What do you do when you can’t figure it out? “That’s when you really need to act. I grew up in a big family and I was the youngest and always on the outside watching and I didn’t want to be observed. But I watch people. I try not to let them know I'm watching them. Dubuffet a French painter said if you want to look at something, look at it directly. It’s more kind of getting a feeling about somebody rather than a direct examining them. Like a creature. I get a feel for it and I file it back in my head. It kinda happens.”
McHattie’s career is the embodiment of an actor’s dream. He’s had remarkable professional connections with some of the greatest actors of the last forty years. His first film The People Next Door, 1970, gave him the opportunity to work alongside Eli Wallach, Hal Holbrook, Rue McLanahan, Cloris Leachman and Julie Harris John Carradine.
He worked with Max Von Sydow, Yul Brynner, Charlton Heston, John and David Carradine, and Robert Duvall, all in his first decade in film.
“I worked with Colleen Dewhurst and Rex Harrison. Great people, great fun and strong actors and personalities. I was a kid with these giants. Doing theatre in New York and it was so different from now, you did TV and you did movies, all that bullshit but the theatre was much stronger then and in New York everyone knew everyone. It was terrific.”
Repertory theatre features an ensemble sharing and switching roles, but it’s a theatrical form that’s mostly gone by the wayside.
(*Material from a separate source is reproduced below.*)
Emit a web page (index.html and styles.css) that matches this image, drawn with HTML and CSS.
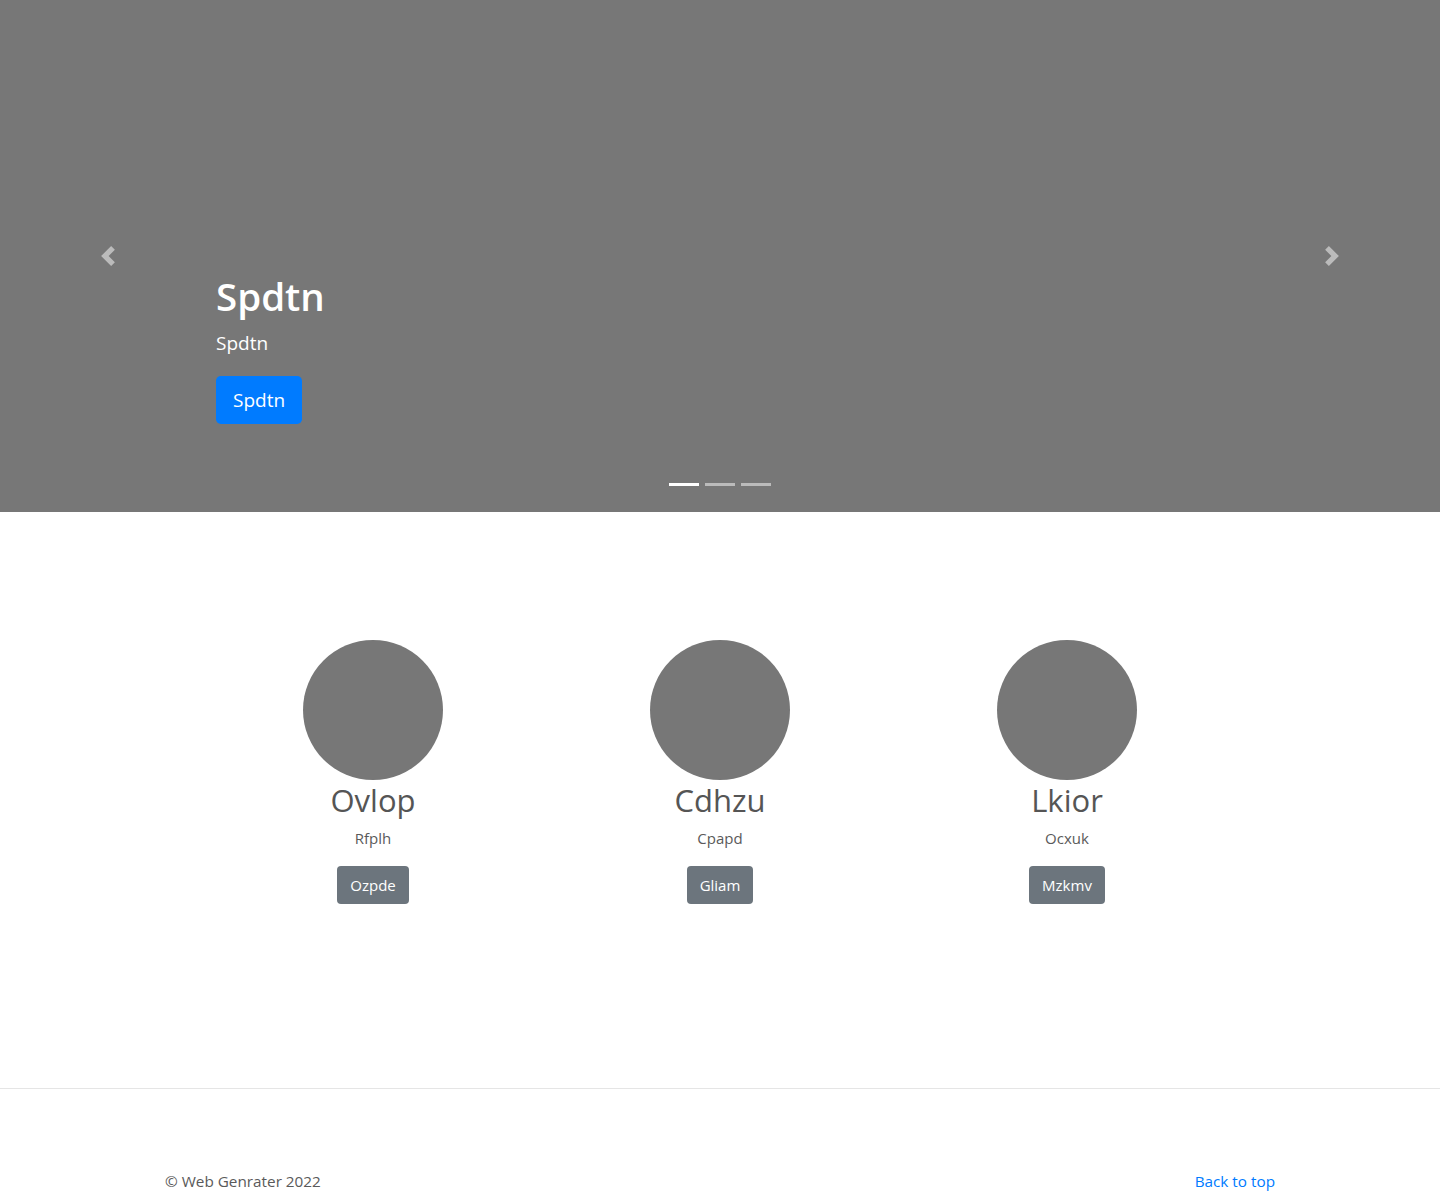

Some examples today are the annual Shaw and Stratford theatre festivals, but the grassroots rep group is hard to find.
“I always wanted to be in a rep company doing a different part each night. Growing up I saw a lot of theatre and rep companies. The magic was, to me, how you could go from role to role, lead, supporting and almost see more of the actor in a weird way the more they were disguised. So that was always good. I did rep theatre for quite a while and enjoyed it but then the rep crashed in the 70’s. That whole world is gone now.”
McHattie’s career spans the globe, but his preference is to stay at home in small town Ontario as much as possible. He’s content to make a few trips aboard as long as he knows where he’s going afterwards. It’s especially interesting that he has had such a thriving, international career while defying the conventional wisdom of relocating to Los Angeles or New York.
No, it’s southern Ontario all the way for Stephen McHattie. It’s been no hindrance. In 2011 alone, seven of his films were released.
“I get alarmed by it. I’ve had great luck. I like being in Canada. The planets have to be aligned in a certain way to make me work anywhere else. Growing up in Nova Scotia, I realized the longer I was away, away the more I appreciated it.”

Seinfeld fans will remember McHattie as Elaine’s psychiatrist and boyfriend Dr. Reston. Thanks to the constant loop of Seinfeld reruns McHattie’s almost more familiar as Reston as he is for any other role. So how did that iconic role change things for him?
“I didn’t do a comedy again for fifteen years!”